Is another minimum wage battle coming in New York?

It's been 10 years since the fight for the $15 minimum wage was launched in New York City

It was considered a landmark proposal at the time, but now union leaders, lawmakers and advocates say that the state, which was once at the forefront of this movement, is now lagging behind other major cities.

"The rent keeps going up, the price of food keeps going up, the price of gasoline keeps going up, but our wages are not going up," state Sen. Jessica Ramos said at a rally outside New York City Hall. 

In 2016, New York started to phase in increases to the minimum wage, phasing it in more slowly for upstate compared to the city. 

NYC minimum wage

It wasn't until the beginning of 2019 that New York City workers saw their wages increase to $15 an hour. 

But many critics say this increase did not take into account inflation. 

A new bill being introduced would increase the minimum wage to $21.25 by January 2027 for the entire state. 

"There are 2 million minimum-wage workers in New York that need a raise," Strong Economy for All's Michael Kink said. "By adjusting the minimum wage for the higher cost of living and rising prices, and then indexing it going forward, we can make sure that those workers get what they need to put food on the table and pay their rent."

But many business leaders in the state are not ready to see an increase to the minimum wage any time soon. 

"This would be really devastating for small businesses," Ashley Ranslow of the National Federation of Independent Businesses said. "The costs continue to pile up and so you're going to see small businesses make some really tough decisions. Whether that means freezing hiring, layoffs, cutting hours, raising prices even further putting, more economic pressure on consumers."

The New York State Business Council also cast doubt on the effectiveness of raising the minimum wage. 

"The Business Council does not support mandated minimum wage increases at this time as they generally do not help the people they are intended to help," Business Council communications director Patrick Bailey said. "Small businesses in particular are already saddled with high unemployment taxes and other state-imposed mandates that, when faced with higher wage mandates on top of it all, force them to make tough decisions that often time result in staff reductions."

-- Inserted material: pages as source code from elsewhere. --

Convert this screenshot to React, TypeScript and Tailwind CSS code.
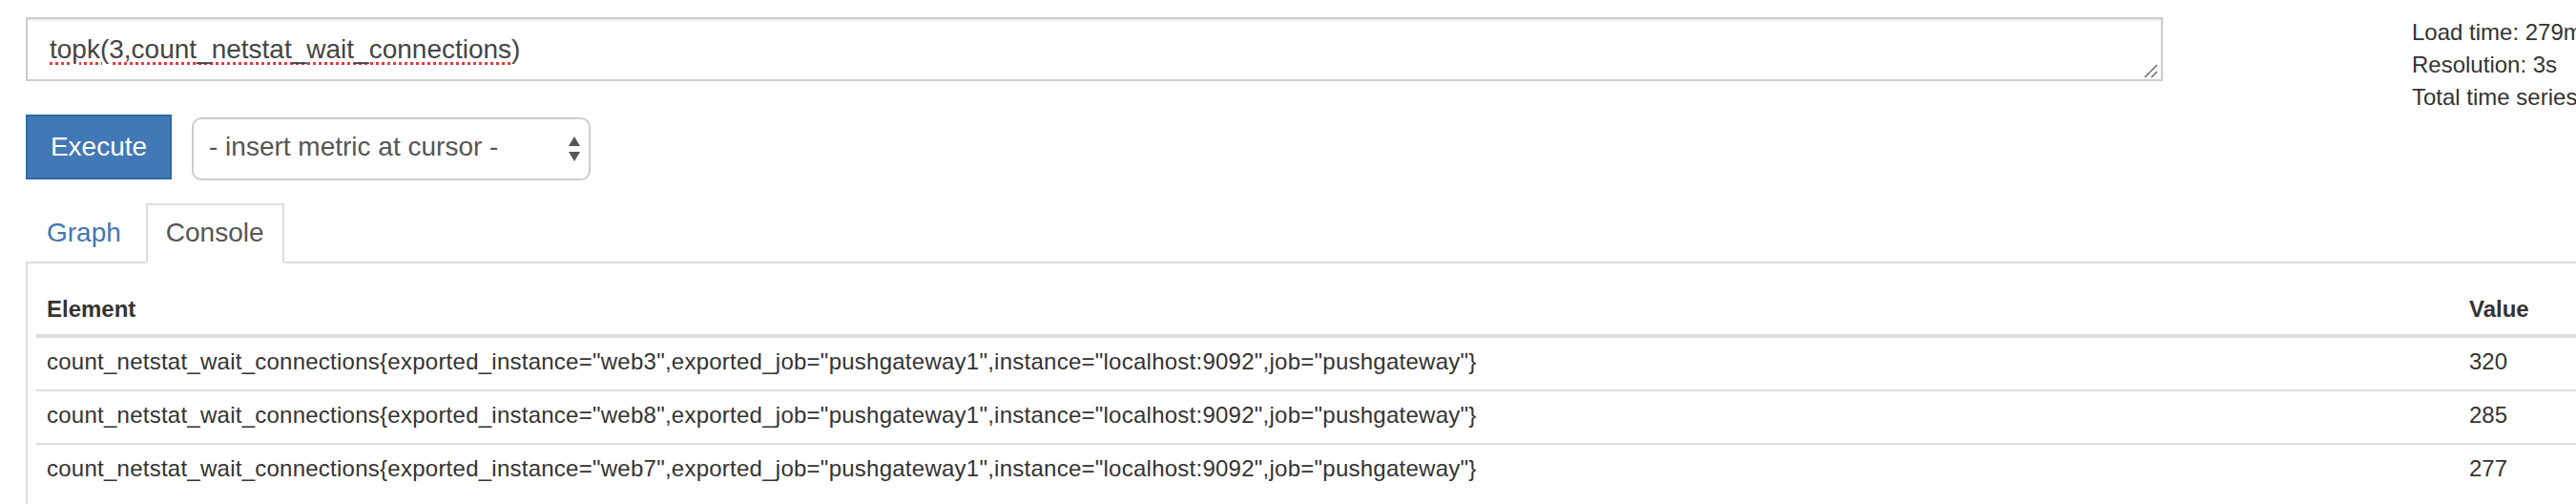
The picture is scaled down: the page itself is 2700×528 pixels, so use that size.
import React from "react";

const rows = [
  { metric: 'count_netstat_wait_connections{exported_instance="web3",exported_job="pushgateway1",instance="localhost:9092",job="pushgateway"}', value: "320" },
  { metric: 'count_netstat_wait_connections{exported_instance="web8",exported_job="pushgateway1",instance="localhost:9092",job="pushgateway"}', value: "285" },
  { metric: 'count_netstat_wait_connections{exported_instance="web7",exported_job="pushgateway1",instance="localhost:9092",job="pushgateway"}', value: "277" },
];

export default function App() {
  return (
    <div className="w-[2700px] h-[528px] overflow-hidden bg-white text-[#333] font-['Liberation_Sans',Arial,sans-serif]">
      <div className="w-[3000px] pl-[27px]">
        {/* query + stats */}
        <div className="flex items-start h-[85px] pt-[18px]">
          <div className="relative w-[2240px] h-[67px] border-2 border-[#cccccc] bg-white shadow-[inset_0_2px_2px_rgba(0,0,0,0.075)] pl-[23px] pt-[12px] text-[28px] leading-[40px] text-[#444]">
            <span className="underline decoration-dotted decoration-[#e5393f] decoration-3 underline-offset-4">
              topk(3,count_netstat_wait_connections
            </span>
            )
            {/* resize handle */}
            <svg className="absolute right-[2px] bottom-[1px]" width="16" height="16" viewBox="0 0 16 16">
              <line x1="1" y1="15" x2="14" y2="2" stroke="#666" strokeWidth="1.5" />
              <line x1="8" y1="15" x2="14" y2="9" stroke="#666" strokeWidth="1.5" />
            </svg>
          </div>
          <div className="ml-[261px] -mt-[1px] text-[24px] leading-[34px] text-[#333] whitespace-nowrap">
            <div>Load time: 279ms</div>
            <div>Resolution: 3s</div>
            <div>Total time series: 3</div>
          </div>
        </div>

        {/* execute + metric select */}
        <div className="flex items-start gap-[21px] mt-[35px]">
          <button className="w-[153px] h-[68px] bg-[#4178b5] border-2 border-[#2f6aa4] text-white text-[28px] leading-[40px] flex items-center justify-center">
            Execute
          </button>
          <div className="relative mt-[3px] w-[418px] h-[66px] border-2 border-[#cccccc] rounded-[10px] bg-white flex items-center pl-[16px] pb-[4px] text-[28px] text-[#555] whitespace-nowrap">
            - insert metric at cursor -
            <svg className="absolute right-[8px] top-[17px]" width="14" height="28" viewBox="0 0 14 28">
              <path d="M7 1 L13 11 L1 11 Z" fill="#555" />
              <path d="M1 17 L13 17 L7 27 Z" fill="#555" />
            </svg>
          </div>
        </div>

        {/* tabs */}
        <ul className="flex mt-[24px] border-b-2 border-[#dddddd] text-[28px] leading-[40px]">
          <li className="mr-[4px] -mb-[2px]">
            <span className="block border-2 border-transparent px-[20px] pt-[9px] pb-[10px] text-[#3f78b5]">Graph</span>
          </li>
          <li className="-mb-[2px]">
            <span className="block border-2 border-[#dddddd] border-b-white bg-white px-[19px] pt-[9px] pb-[10px] text-[#555]">Console</span>
          </li>
        </ul>

        {/* console panel */}
        <div className="h-[300px] border-l-2 border-[#dddddd] pl-[9px] pt-[22px]">
          <table className="w-[2900px] text-[24px] leading-[34px] text-[#333]">
            <thead>
              <tr>
                <th className="w-[2539px] text-left font-bold pl-[11px] pt-[9px] pb-[9px] border-b-4 border-[#dddddd]">Element</th>
                <th className="text-left font-bold pl-[11px] pt-[9px] pb-[9px] border-b-4 border-[#dddddd]">Value</th>
              </tr>
            </thead>
            <tbody>
              {rows.map((r, i) => (
                <tr key={r.value} className={i > 0 ? "border-t-2 border-[#dddddd]" : ""}>
                  <td className="pl-[11px] pt-[8px] pb-[12px] whitespace-nowrap tracking-[0.25px]">{r.metric}</td>
                  <td className="pl-[11px] pt-[8px] pb-[12px]">{r.value}</td>
                </tr>
              ))}
            </tbody>
          </table>
        </div>
      </div>
    </div>
  );
}
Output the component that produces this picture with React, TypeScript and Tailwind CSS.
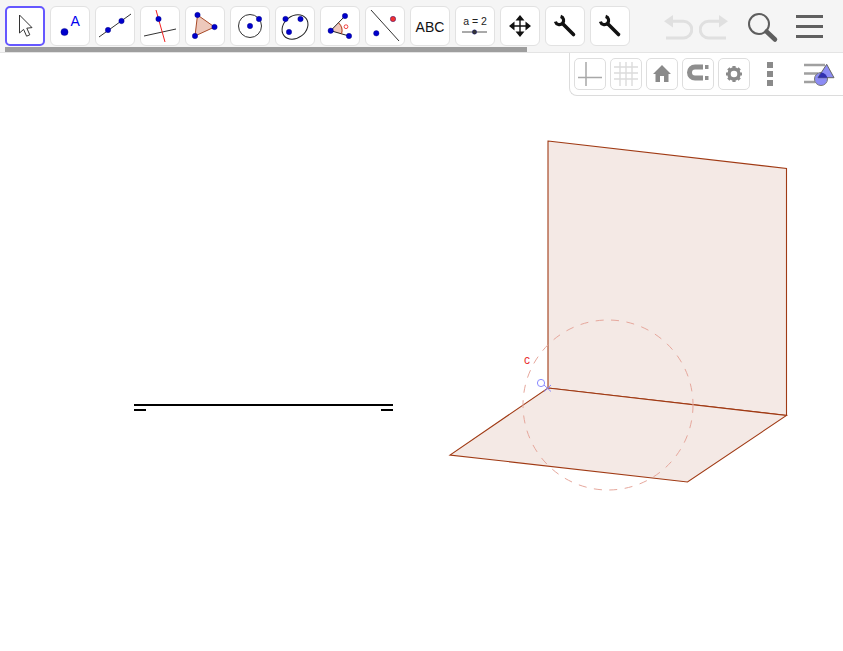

In June, we asked the Gov. Kathy Hochul in a one-on-one interview if she would be open to raising the minimum wage. At that time, Hochul said she has no plans to do so and pointed to the burden this would place on businesses. 

"Overall, we don't want to have any harder hit on the businesses — especially the small businesses — that are struggling," Hochul said. "But it's something I'm going to have a conversation about."

New York would not be the first city to raise the minimum wage due to inflation. At the beginning of 2023, Seattle will be raising its minimum wage to $18 an hour and Denver will be raising the minimum wage to $17 an hour.

A spokesperson for the governor sent an updated statement on Tuesday night saying, "Governor Hochul worked with the legislature to make historic, one-of-a-kind investments — for wage increases, bonuses for essential workers, and other initiatives — to support New York workers during a national affordability crisis. The Governor remains committed to helping workers meet the rising cost of living and will review the legislation if it passes in both houses of the legislature."

The next legislative session starts at the beginning of January 2023.